Guinness Fact or Fiction?

“Dude, the legend is true—Guinness really does taste better in Ireland,” shouted an American tourist standing next to me recently at the trendy Gravity Bar on top of the Guinness Storehouse in Dublin. While I wanted to laugh off the idea, I have to admit that I was thinking the same thing. Every taster has his/her own theory to explain this phenomenon—some claim it’s in the quality of the water, others insist that it's all about the taps, and others dismiss the idea altogether as a silly urban myth. According to Todd Schwartzman, a Guinness rep in the States, even though the legendary stout is brewed in 50 countries and distributed in over 150, consistency is always top of mind. He assures me that the Guinness I enjoy in the U.S. is just as rich and creamy as a pint from its Irish homeland. I’m still not completely convinced, but what do you think? Have you experienced it for yourself or are you one of the naysayers? Ponder it over a pint yourself, or better yet, whip up a batch of our gooey Guinness cupcakes from the Nov/Dec 2006 issue and let us know! —Tracy Howard


Slow said...

Guinness I've had here is very, very close to the Guinness I've had in Ireland, but it's not the same. Water, distance traveled and taps all make a difference. The taps, however, should be the same wherever is properly cleaned and maintained. There's also the fact that, everything is better when you're on vacation.

erik_flannestad said...

Yeah, it's better there.

My wife, who doesn't even normally enjoy Guiness loved it at the Gravity Bar. I think they put some special ingredient in the beer!

Seriously, aside from the Gravity bar, there was a lot of inconsistency from bar to bar even in Ireland.

I seem to remember the Stag's Head in Dublin having some of the best pints. It comes down to maintaining the lines and having enough turnover for the beer to be as fresh as possible.

Other than that, beer is always better fresher. Thus the less it travels, the better it is.

Drink local!

jim said...

I've always thought this! The Guinness I had in Ireland was nothing like what I've had in the US, and I've searched far and wide. Some have come close, but nothing quite matches up. Seems to also have something to do with the pour. But I also agree that everything tastes better on vacation.

Chris said...

I've never been to Ireland, but I've seen a massive difference in the pints I had in New England (where there's generally a healthy respect for a proper pub and a hearty beer) and out here in California (where they actually have Budweiser on draught [ugh]). Even when your Guinness is properly slow-poured, the quality of the pint seems to have a lot to do with the pressure and ratio of nitrogen to CO2 used by the bar, as well as the cleanliness of their taps.

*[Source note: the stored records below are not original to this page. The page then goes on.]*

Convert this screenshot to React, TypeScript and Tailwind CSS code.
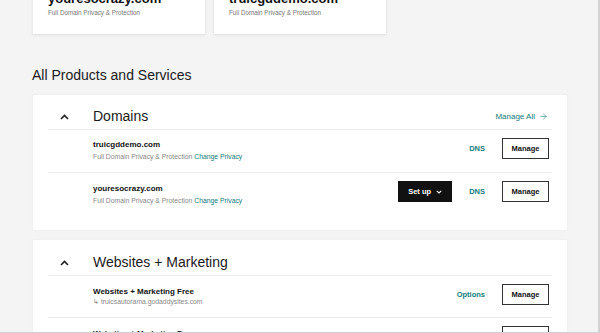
import { ArrowRight } from 'lucide-react'

const featured = [
  { name: 'youresocrazy.com', note: 'Full Domain Privacy & Protection' },
  { name: 'truicgddemo.com', note: 'Full Domain Privacy & Protection' },
]

const domains = [
  { name: 'truicgddemo.com', setup: false },
  { name: 'youresocrazy.com', setup: true },
]

function ChevronUp() {
  return (
    <svg width="9" height="6" viewBox="0 0 9 6" fill="none">
      <path d="M1 5 L4.5 1.5 L8 5" stroke="#222" strokeWidth="1.6" />
    </svg>
  )
}

function ManageButton() {
  return (
    <button className="h-[21px] w-[47px] border-[1.5px] border-[#333] bg-white text-[7.5px] font-bold text-[#111]">
      Manage
    </button>
  )
}

function SectionHeader({ title, action }: { title: string; action?: boolean }) {
  return (
    <div className="flex h-[35px] items-center pt-[9px] border-b border-[#ededed]">
      <div className="flex w-[45px] justify-center pr-[12px]">
        <ChevronUp />
      </div>
      <h3 className="flex-1 text-[14px] text-[#1a1a1a]">{title}</h3>
      {action && (
        <a href="#" className="flex items-center gap-[4px] pr-[4px] text-[8px] text-[#137b7d]">
          Manage All
          <ArrowRight size={9} strokeWidth={1.5} />
        </a>
      )}
    </div>
  )
}

export default function App() {
  return (
    <div
      className="h-[333px] w-[600px] overflow-hidden bg-[#f4f4f4] border-r-2 border-b border-[#d2d2d2]"
      style={{ fontFamily: '"Liberation Sans", Arial, sans-serif' }}
    >
      <div className="pl-[33px] pr-[31px]">
        {/* Featured domains */}
        <div className="-mt-[20px] flex gap-[9px]">
          {featured.map((d) => (
            <div
              key={d.name}
              className="w-[172px] bg-white px-[15px] pt-[11px] pb-[17px] shadow-[0_1px_3px_rgba(0,0,0,0.1)]"
            >
              <div className="text-[13px] font-bold leading-[16px] text-[#111]">{d.name}</div>
              <div className="mt-[2px] text-[6.3px] leading-[8px] text-[#777]">{d.note}</div>
            </div>
          ))}
        </div>

        <h2 className="mt-[31px] mb-[10px] -ml-px text-[14px] leading-[20px] text-[#1a1a1a]">
          All Products and Services
        </h2>

        {/* Domains */}
        <div className="bg-white px-[15px] pb-[22px] shadow-[0_0_2px_rgba(0,0,0,0.06)]">
          <SectionHeader title="Domains" action />
          {domains.map((d, i) => (
            <div
              key={d.name}
              className={`flex items-start pl-[45px] pr-[3px] ${i === 0 ? 'border-b border-[#ededed] h-[43px]' : 'h-[35px]'}`}
            >
              <div className={`flex-1 ${i === 0 ? 'pt-[10px]' : 'pt-[11px]'}`}>
                <div className="text-[8px] font-bold leading-[10px] text-[#111]">{d.name}</div>
                <div className="mt-[3px] text-[6.8px] leading-[8px] text-[#888]">
                  Full Domain Privacy &amp; Protection{' '}
                  <a href="#" className="text-[#137b7d]">Change Privacy</a>
                </div>
              </div>
              <div className="mt-[8px] flex items-center">
                {d.setup && (
                  <button className="mr-[17px] flex h-[21px] w-[54px] items-center justify-center gap-[5px] bg-[#111] text-[7.5px] font-bold text-white">
                    Set up
                    <svg width="6" height="4" viewBox="0 0 6 4" fill="none">
                      <path d="M0.8 0.8 L3 3 L5.2 0.8" stroke="#fff" strokeWidth="1.1" />
                    </svg>
                  </button>
                )}
                <span className="mr-[17px] text-[7.5px] font-bold text-[#137b7d]">DNS</span>
                <ManageButton />
              </div>
            </div>
          ))}
        </div>

        {/* Websites + Marketing */}
        <div className="mt-[10px] bg-white px-[15px] shadow-[0_0_2px_rgba(0,0,0,0.06)]">
          <div className="pt-px">
            <SectionHeader title="Websites + Marketing" />
          </div>
          {[0, 1].map((i) => (
            <div
              key={i}
              className="flex h-[42px] items-start border-b border-[#ededed] pl-[45px] pr-[3px]"
            >
              <div className="flex-1 pt-[11px]">
                <div className="text-[8px] font-bold leading-[10px] text-[#111]">
                  Websites + Marketing Free
                </div>
                <div className="mt-[1px] text-[6.8px] leading-[8px] text-[#888]">
                  ↳ truicsautorama.godaddysites.com
                </div>
              </div>
              <div className="mt-[8px] flex items-center">
                <span className="mr-[17px] text-[7.5px] font-bold text-[#137b7d]">Options</span>
                <ManageButton />
              </div>
            </div>
          ))}
        </div>
      </div>
    </div>
  )
}
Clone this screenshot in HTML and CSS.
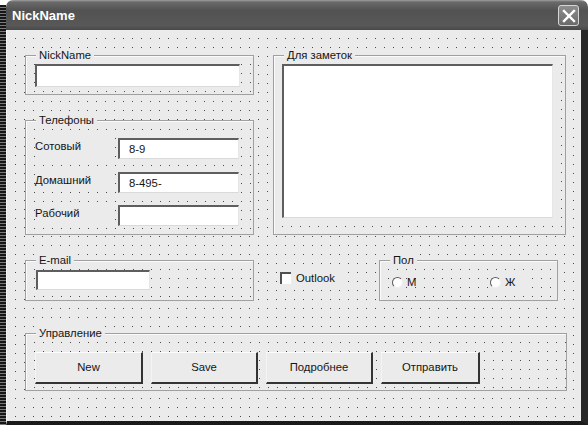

Here's a really interesting article on the so-called Guinness draught technicians that tour the country teaching barkeeps how to pour the perfect pint:


Baylen said...

I've always thought this was a ploy to get tourists to visit Ireland.

GalwayGirl said...

I've been trying to figure this one out for 15 years. I lived there for a while, so I'm not convinced it's the vacation thing. Maybe it's something in the air over there: sea breezes and burning peat. Who knows? Slainte!

Siobhan said...

galwaygirl - I have to agree, the air is something special in Ireland. I love Galway most of all the cities I've visited in Ireland. It's such a wonderful, walkable, happening town. Great craic!

Anonymous said...

I spent a few weeks at St James Gate hanging out with Guinness people and with a VP named Steven. At that time the Guinness we drink here is made at St James and I could not tell any difference at all, even after acclimating in beautiful Ireland.
I suppose it's possible travel could have some minimal effects however beer is a darn stable drink.
If the draft beer lines are not maintained well that will be the factor with taste. Not to mention the system must be correctly setup in the first place.
In my opinion there is no difference if the beer is treated well.